I decided to crack open the old cookbooks and found many standards with very little variations.Tomorrow with our soup we will be having plain old biscuits with butter or jam and I'll make pop overs some night also.
What do you like to eat with soup?
 

I agree, that the old-fashioned baking powder biscuits, and other very simple recipes for basic muffins, etc, are well worth re-visiting.

For me, if a soup is balanced with the ingredients, it doesn't need anything beside it, to please me.
Pass a bowl , please. :giggle:
 
I use soup as an excuse to have a heavy dessert like apple crisp with vanilla ice cream or warm gingerbread with whipped cream.

I haven't cracked open the cookbooks yet but I've been thinking about the old Italians and the simple inexpensive meals they made when times were tough. Thing like peas and macaroni, rice and peas, beans and greens, beans and macaroni, etc...
 
I use soup as an excuse to have a heavy dessert like apple crisp with vanilla ice cream or warm gingerbread with whipped cream.

That struck my funny bone, AuntB! :ROFLMAO:(y)


been thinking about the old Italians and the simple inexpensive meals they made when times were tough. Thing like peas and macaroni, rice and peas, beans and greens, beans and macaroni, etc...

Those are good ideas. I could eat some of those, plus it's interesting to remember how people of the past, made it through difficult times too, and stretched their limited supplies to last as long as possible.
 
Aunt Bea….I like your post....I was born from a Mom and Dad Italian family...We didn't have a lot of money...My Dad was in the Service, then went into the National Guard...after they had my brother....He also was a house painter....Mom always had her sewing machine going in her bedroom...
She fixed clothes or made dresses....After I came along I would help her when I was maybe 6 years old....
I remember my Dad's car....He always had the ladders on top of the car....It had the wood on the side of the car, if anyone here remember that
kind of car....(I always thought my Mom and Dad were OK)….It was one time when I wanted to get a haircut, maybe I was 7....Mom got the sizers
out to cut my hair....I was so annoyed I told her I'll let my hair grow.....Then I told her my friend said she goes to get a haircut in a beauty parlor...
Mom said....I'll see how much Dad brings home next week and we will get you a haircut....I'll never forget that....I cried and told my Mom, that's
OK, I'll let my hair grow....Mom did take me to the beauty parlor 2 weeks after....That had to be around the 50's....
(I think I got off the subject) Oh Well... Nice to meet you, Aunt Bea...
 
I like to have oyster crackers with my soups or chili. I usually have bread or rolls with stews. I think it is because that is what my mother served with them. I don't bake very much because I stopped eating very much bread. Sometimes I buy rolls or Italian bread in the bakery section of Walmart. They are usually very good and very cheap.
 
I started making homemade breads and rolls when I bought a stand mixer. I'm too lazy to knead, but love homemade breads.

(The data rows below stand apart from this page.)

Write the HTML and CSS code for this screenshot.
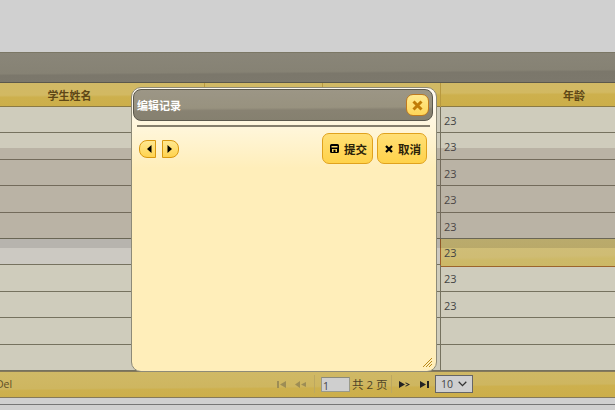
FILE: index.html
```html
<!DOCTYPE html>
<html lang="zh">
<head>
<meta charset="utf-8">
<title>编辑记录</title>
<link rel="stylesheet" href="styles.css">
</head>
<body>
<div class="page">
  <div class="caption"></div>
  <div class="grid">
    <div class="head">
      <div class="hcell name">学生姓名</div>
      <div class="hcell"></div>
      <div class="hcell"></div>
      <div class="hcell age">年龄</div>
    </div>
    <div class="row"><div></div><div></div><div></div><div class="num">23</div></div>
    <div class="row"><div></div><div></div><div></div><div class="num">23</div></div>
    <div class="row"><div></div><div></div><div></div><div class="num">23</div></div>
    <div class="row"><div></div><div></div><div></div><div class="num">23</div></div>
    <div class="row"><div></div><div></div><div></div><div class="num">23</div></div>
    <div class="row selected"><div></div><div></div><div></div><div class="num">23</div></div>
    <div class="row"><div></div><div></div><div></div><div class="num">23</div></div>
    <div class="row"><div></div><div></div><div></div><div class="num">23</div></div>
    <div class="row"><div></div><div></div><div></div><div class="num"></div></div>
    <div class="row"><div></div><div></div><div></div><div class="num"></div></div>
  </div>
  <div class="pager">
    <span class="del">Del</span>
    <div class="pgroup">
      <svg class="pico dim" width="9" height="7" viewBox="0 0 9 7"><path d="M0 0h2v7H0zM9 0v7L3 3.500z"/></svg>
      <svg class="pico dim prev" width="11" height="7" viewBox="0 0 11 7"><path d="M5 0v7L0 3.500zM11 1v5L6 3.500z"/></svg>
      <span class="sep first"></span>
      <input class="pageinput" value="1">
      <span class="ptext">共 2 页</span>
      <span class="sep"></span>
      <svg class="pico next" width="11" height="7" viewBox="0 0 11 7"><path d="M0 0l6 3.500L0 7zM6.500 1.200L11 3.500 6.500 5.800V4.800L9 3.500 6.500 2.200z"/></svg>
      <svg class="pico last" width="9" height="7" viewBox="0 0 9 7"><path d="M0 0l6 3.500L0 7zM7 0h2v7H7z"/></svg>
      <div class="select"><span>10</span>
        <svg width="9" height="6" viewBox="0 0 9 6"><path d="M.7.8l3.800 3.800L8.300.8" fill="none" stroke="#333" stroke-width="1.300"/></svg>
      </div>
    </div>
  </div>
  <div class="foot"></div>
</div>
<div class="band"></div>
<div class="band2"></div>
<div class="modal">
  <div class="mtitle">
    <span>编辑记录</span>
    <button class="close" type="button" aria-label="关闭">
      <svg width="11" height="11" viewBox="0 0 11 11"><path d="M1.500 1.500l8 8M9.500 1.500l-8 8" stroke="#c07c08" stroke-width="3"/></svg>
    </button>
  </div>
  <div class="rule"></div>
  <div class="toolbar">
    <div class="navs">
      <button class="nav left" type="button" aria-label="上一条"><svg width="5" height="8" viewBox="0 0 5 8"><path d="M4.500 0v8L0 4z"/></svg></button>
      <button class="nav right" type="button" aria-label="下一条"><svg width="5" height="8" viewBox="0 0 5 8"><path d="M.5 0v8L5 4z"/></svg></button>
    </div>
    <div class="actions">
      <button class="act submit" type="button"><svg width="9" height="9" viewBox="0 0 9 9"><path fill-rule="evenodd" d="M1.500 0h6A1.500 1.500 0 0 1 9 1.500V7.500A1.500 1.500 0 0 1 7.500 9h-6A1.500 1.500 0 0 1 0 7.500V1.500A1.500 1.500 0 0 1 1.500 0zM1.500 2v1.500h6V2zM2 5v3h1.500V5.800h2V8H7V5z"/></svg>提交</button>
      <button class="act" type="button"><svg width="8" height="8" viewBox="0 0 8 8"><path d="M1 1l6 6M7 1L1 7" stroke="#000" stroke-width="2.200"/></svg>取消</button>
    </div>
  </div>
  <svg class="grip" width="9" height="9" viewBox="0 0 9 9"><path d="M9 0L0 9M9 3L3 9M9 6L6 9" stroke="#b98a1c" stroke-width="1"/></svg>
</div>
</body>
</html>
```
FILE: styles.css
```css
html, body { margin: 0; padding: 0; }
body {
  width: 615px; height: 410px; overflow: hidden; position: relative;
  background: #d0d0d0;
  font-family: "Open Sans", "Noto Sans CJK SC", sans-serif;
  font-size: 11px; color: #444;
}
.page { padding-top: 52px; }
.caption {
  height: 29px;
  border-top: 1px solid #7b7765;
  border-bottom: 1px solid #5b584c;
  background: linear-gradient(179.600deg, #8a8679 0, #868274 62%, #7b776b 68%, #7c786c 100%);
}
.grid { width: 708px; }
.head { display: grid; grid-template-columns: 205px 118px 118px 1fr; }
.row { display: grid; grid-template-columns: 205px 118px 117px 1fr; }
.head {
  height: 24px; box-sizing: border-box;
  border-bottom: 1px solid #8b7a45;
  background: linear-gradient(179.700deg, #d1b966 0, #d2b962 46%, #cdb04d 54%, #ccae49 100%);
}
.hcell {
  border-right: 1px solid #b8993f; box-sizing: border-box;
  font-size: 11px; font-weight: 700; color: #5e4716;
  line-height: 25px; text-align: center;
}
.name { padding-right: 65px; }
.row {
  height: 26.400px; box-sizing: border-box;
  background: #cfccbc;
  border-bottom: 1px solid #76725f;
}
.num {
  border-left: 1px solid #76725f;
  padding-left: 3px;
  font-size: 11px; line-height: 27px; color: #444;
}
.selected { background: #ccc9c2; }
.selected .num {
  background: linear-gradient(179deg, #d0bf7a 0, #cfbc74 60%, #cdb968 70%, #ccb865 100%);
  border-left-color: #a0602a;
  box-shadow: 0 1px 0 #9c642c;
}
.pager {
  height: 25px; width: 615px;
  display: flex; align-items: center;
  border-top: 1px solid #85795a;
  border-bottom: 1px solid #85795a;
  background: linear-gradient(179.500deg, #d0b966 0, #ceb660 56%, #cdb04e 62%, #ccae49 100%);
  margin-bottom: 6px;
  box-sizing: content-box;
}
.del { margin-left: -4px; font-size: 10.500px; color: #5e4f26; width: 281px; }
.pgroup { display: flex; align-items: center; }
.pico { fill: #222; }
.pico.dim { fill: #9d8d55; }
.prev { margin-left: 9px; }
.sep { width: 1px; height: 18px; background: #bda860; margin: 0 7px 0 4px; }
.sep.first { margin: 0 6px 0 8px; }
.pageinput {
  width: 29px; height: 15px; box-sizing: border-box; padding: 3px 0 0 1px;
  border: 1px solid #9a9a8a; border-top-color: #8a8a7a; background: #cfcfcf;
  font: 10.500px "Open Sans", sans-serif; color: #444; margin-top: 1px;
}
.ptext { font-size: 11.500px; color: #4e4427; margin-left: 2px; width: 35px; white-space: nowrap; }
.last { margin-left: 10px; }
.select {
  margin-left: 6px; width: 38px; height: 18px; box-sizing: border-box;
  border: 1px solid #666; background: #cfcfcf;
  display: flex; align-items: center; justify-content: space-between; padding: 0 5px;
  font-size: 10.500px; color: #444;
}
.foot { border-top: 1px solid #777; }
.band {
  position: absolute; left: 0; top: 148px; width: 615px; height: 90px;
  background: rgba(107, 79, 73, .2);
}
.band2 {
  position: absolute; left: 0; top: 238px; width: 615px; height: 10px;
  background: rgba(0, 0, 0, .1);
}
.modal {
  position: absolute; left: 131px; top: 87px; width: 306px; height: 285px;
  box-sizing: border-box; padding: 1px 3px 0 1px;
  border: 1px solid #8d8a78; border-radius: 10px;
  background: linear-gradient(#fffaf0 0, #fffaf0 12px, #fff6da 40px, #ffeeba 80px, #ffeeba 100%);
}
.mtitle {
  height: 32px; box-sizing: border-box;
  display: flex; align-items: center; justify-content: space-between;
  padding: 0 3px 0 3px;
  border: 1px solid #5b584c; border-radius: 8px;
  background: linear-gradient(179.600deg, #9c9686 0, #98927f 58%, #888272 66%, #85806f 100%);
  color: #fff; font-size: 11px; font-weight: 700;
}
.close {
  width: 23px; height: 22px; padding: 0; box-sizing: border-box;
  display: flex; align-items: center; justify-content: center;
  border: 1px solid #bf7a1f; border-radius: 7px;
  background: linear-gradient(#ffe98f, #ffd659);
}
.rule { height: 2px; margin: 4px 3px 0 4px; background: #857e6c; }
.toolbar { display: flex; justify-content: space-between; margin: 6px 6px 0 6px; }
.navs { display: flex; gap: 6px; margin-top: 7px; align-items: flex-start; }
.nav {
  width: 17px; height: 18px; padding: 0; box-sizing: border-box;
  display: flex; align-items: center; justify-content: center;
  border: 1px solid #d9980f;
  background: linear-gradient(#ffe890, #ffd34f);
}
.nav.left { border-radius: 8px 0 0 8px; padding-left: 3px; }
.nav.right { border-radius: 0 8px 8px 0; padding-right: 3px; }
.actions { display: flex; gap: 4px; }
.act {
  width: 50px; height: 31px; padding: 0 0 0 2px; box-sizing: border-box;
  display: flex; align-items: center; justify-content: center; gap: 5px;
  border: 1px solid #e0a21d; border-radius: 7px;
  background: linear-gradient(#ffdf75, #ffd24a);
  font: 700 11.500px "Open Sans", "Noto Sans CJK SC", sans-serif; color: #2a2208;
}
.submit { width: 51px; }
.grip { position: absolute; right: 4px; bottom: 4px; }
```
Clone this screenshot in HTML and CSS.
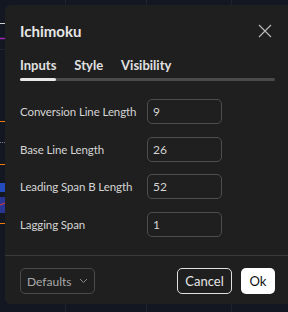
FILE: index.html
```html
<!DOCTYPE html>
<html lang="en">
<head>
    <meta charset="UTF-8">
    <meta name="viewport" content="width=device-width, initial-scale=1.0">
    <title>Ichimoku</title>
    <link rel="stylesheet" href="styles.css">
</head>
<body>

<div class="chart">
    <svg width="288" height="312" viewBox="0 0 288 312">
        <g stroke="#1f2330" stroke-width="1">
            <line x1="65.5" y1="0" x2="65.5" y2="312"/>
            <line x1="146.5" y1="0" x2="146.5" y2="312"/>
            <line x1="231.5" y1="0" x2="231.5" y2="312"/>
            <line x1="0" y1="49.5" x2="5" y2="49.5"/>
        </g>
        <line x1="0" y1="23.5" x2="5" y2="23.5" stroke="#d0d0d0"/>
        <line x1="0" y1="38.5" x2="5" y2="38.5" stroke="#9c27b0" stroke-width="1.5"/>
        <line x1="0" y1="121.5" x2="5" y2="121.5" stroke="#f57c00"/>
        <line x1="0" y1="142.5" x2="5" y2="142.5" stroke="#787b86" stroke-dasharray="1 1"/>
        <line x1="0" y1="164.5" x2="5" y2="164.5" stroke="#f57c00"/>
        <rect x="0" y="183" width="5" height="9" fill="#2962ff" opacity="0.7"/>
        <rect x="0" y="197" width="5" height="16" fill="#283593"/>
        <line x1="0" y1="205" x2="5" y2="203" stroke="#e53935"/>
        <line x1="0" y1="223.5" x2="5" y2="223.5" stroke="#f57c00"/>
    </svg>
</div>

<div class="dialog">
    <div class="dialog-header">
        <h2>Ichimoku</h2>
        <button class="close" type="button" aria-label="Close">
            <svg width="14" height="14" viewBox="0 0 14 14">
                <path d="M1 1L13 13M13 1L1 13" stroke="#b8b8b8" stroke-width="1.2" fill="none"/>
            </svg>
        </button>
    </div>

    <div class="tabs">
        <span class="tab active">Inputs</span>
        <span class="tab">Style</span>
        <span class="tab">Visibility</span>
    </div>
    <div class="tab-track"><div class="tab-thumb"></div></div>

    <div class="fields">
        <div class="field">
            <label for="conv">Conversion Line Length</label>
            <input type="text" id="conv" value="9">
        </div>
        <div class="field">
            <label for="base">Base Line Length</label>
            <input type="text" id="base" value="26">
        </div>
        <div class="field">
            <label for="spanb">Leading Span B Length</label>
            <input type="text" id="spanb" value="52">
        </div>
        <div class="field">
            <label for="lag">Lagging Span</label>
            <input type="text" id="lag" value="1">
        </div>
    </div>

    <div class="footer">
        <div class="defaults">
            <span>Defaults</span>
            <svg width="9" height="6" viewBox="0 0 9 6">
                <path d="M1 1L4.5 4.5L8 1" stroke="#8a8a8a" stroke-width="1" fill="none"/>
            </svg>
        </div>
        <div class="actions">
            <button class="btn btn-cancel" type="button">Cancel</button>
            <button class="btn btn-ok" type="button">Ok</button>
        </div>
    </div>
</div>

</body>
</html>
```
FILE: styles.css
```css
body {
    margin: 0;
    width: 288px;
    height: 312px;
    overflow: hidden;
    background: #131722;
    font-family: Lato, "Liberation Sans", sans-serif;
    position: relative;
}
.chart svg {
    display: block;
}
.dialog {
    position: absolute;
    left: 5px;
    top: 5px;
    width: 283px;
    height: 299px;
    box-sizing: border-box;
    background: #1f1f1f;
    border-radius: 6px 0 0 6px;
    padding: 0 13px 0 15px;
    display: flex;
    flex-direction: column;
}
.dialog-header {
    display: flex;
    justify-content: space-between;
    align-items: center;
    height: 50px;
}
.dialog-header h2 {
    margin: 0;
    font-size: 15px;
    font-weight: 700;
    color: #e6e6e6;
    padding-top: 2px;
}
.close {
    background: none;
    border: none;
    padding: 0;
    width: 14px;
    height: 14px;
    margin-right: 3px;
    margin-top: 2px;
    cursor: pointer;
}
.tabs {
    display: flex;
    gap: 18px;
    height: 20px;
    align-items: center;
}
.tab {
    font-size: 13px;
    font-weight: 700;
    color: #e0e0e0;
}
.tab-track {
    margin-top: 3px;
    height: 3px;
    border-radius: 2px;
    background: #4a4a4a;
}
.tab-thumb {
    width: 36px;
    height: 3px;
    border-radius: 2px;
    background: #e8e8e8;
}
.fields {
    padding-top: 18px;
    display: flex;
    flex-direction: column;
    gap: 12.5px;
}
.field {
    display: flex;
    align-items: center;
}
.field label {
    width: 127px;
    white-space: nowrap;
    font-size: 11.5px;
    letter-spacing: -0.1px;
    color: #d4d4d4;
}
.field input {
    width: 75px;
    height: 25px;
    box-sizing: border-box;
    padding: 0 5px;
    background: transparent;
    border: 1px solid #4e4e4e;
    border-radius: 5px;
    font-family: inherit;
    font-size: 12px;
    color: #d4d4d4;
}
.footer {
    margin-top: auto;
    margin-left: -15px;
    margin-right: -13px;
    padding: 12px 13px 10px 15px;
    border-top: 1px solid #3a3a3a;
    display: flex;
    justify-content: space-between;
    align-items: center;
}
.defaults {
    width: 75px;
    height: 26px;
    box-sizing: border-box;
    border: 1px solid #4a4a4a;
    border-radius: 5px;
    display: flex;
    align-items: center;
    justify-content: space-between;
    padding: 0 6px 0 6px;
    font-size: 12px;
    color: #a8a8a8;
}
.actions {
    display: flex;
    gap: 9px;
}
.btn {
    height: 26px;
    box-sizing: border-box;
    border-radius: 5px;
    font-family: inherit;
    font-size: 13px;
    cursor: pointer;
}
.btn-cancel {
    width: 55px;
    background: transparent;
    border: 1px solid #e0e0e0;
    color: #e6e6e6;
}
.btn-ok {
    width: 34px;
    background: #ffffff;
    border: none;
    color: #111111;
}
```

I've been making Lion House Rolls: https://www.templesquare.com/blog/recipe-of-the-month-lion-house-rolls-recipe-original/

These are a recipe from a restaurant on Mormon church grounds. Quick & good with soup and dinner. Lately I've taken to having cheese and crackers with a bowl of soup...makes for a "fuller" meal, especially if the soup has no meat in it.

Re: old cookbooks. I have a bunch of them I got from yard sales or from the days you mailed away for them, including a couple from the 50s written by the ladies of a church in Pennsylvania. Good stuff.
 
Online recipes. You get to the site and they go on and on and it's a secret to find out how to print the recipe. And I don't want to sit through a video watching you chop up vegetables. So it's the cookbooks for me and I have one that's fifty years Tea biscuits and crumpets.
 
Finding new ways to cook old favorites. Two days ago , went to light the bbq. Got it cleaned up warmed up and poof, out of fuel. Spare tank was also empty.
Too late to get fuel, did not want o spoil the beauties (steaks) so I cooked them in a air infra red cooker. Bog Boss its called. Steaks came out tasting great and barely needed a knife to cut the meat. It won't replace the open flame taste but it was a very nice surprise.
Anyone else checking out some of these machines??
 
I love soups and stews!

I make a very hearty beef barley soup, and I always serve crusty french bread slathered with butter with that.

If I make chili, or hoping' john, I always make a pan of cornbread along with it.

Chicken and dumplings don't need any additional bread because of the dumplings.

Sometimes I'll make bread from scratch, and when I do it usually gets eaten like dessert, still warm from the oven, slathered with butter and drizzled with honey, and that honey/butter juice just melts into the bread and tastes like heaven!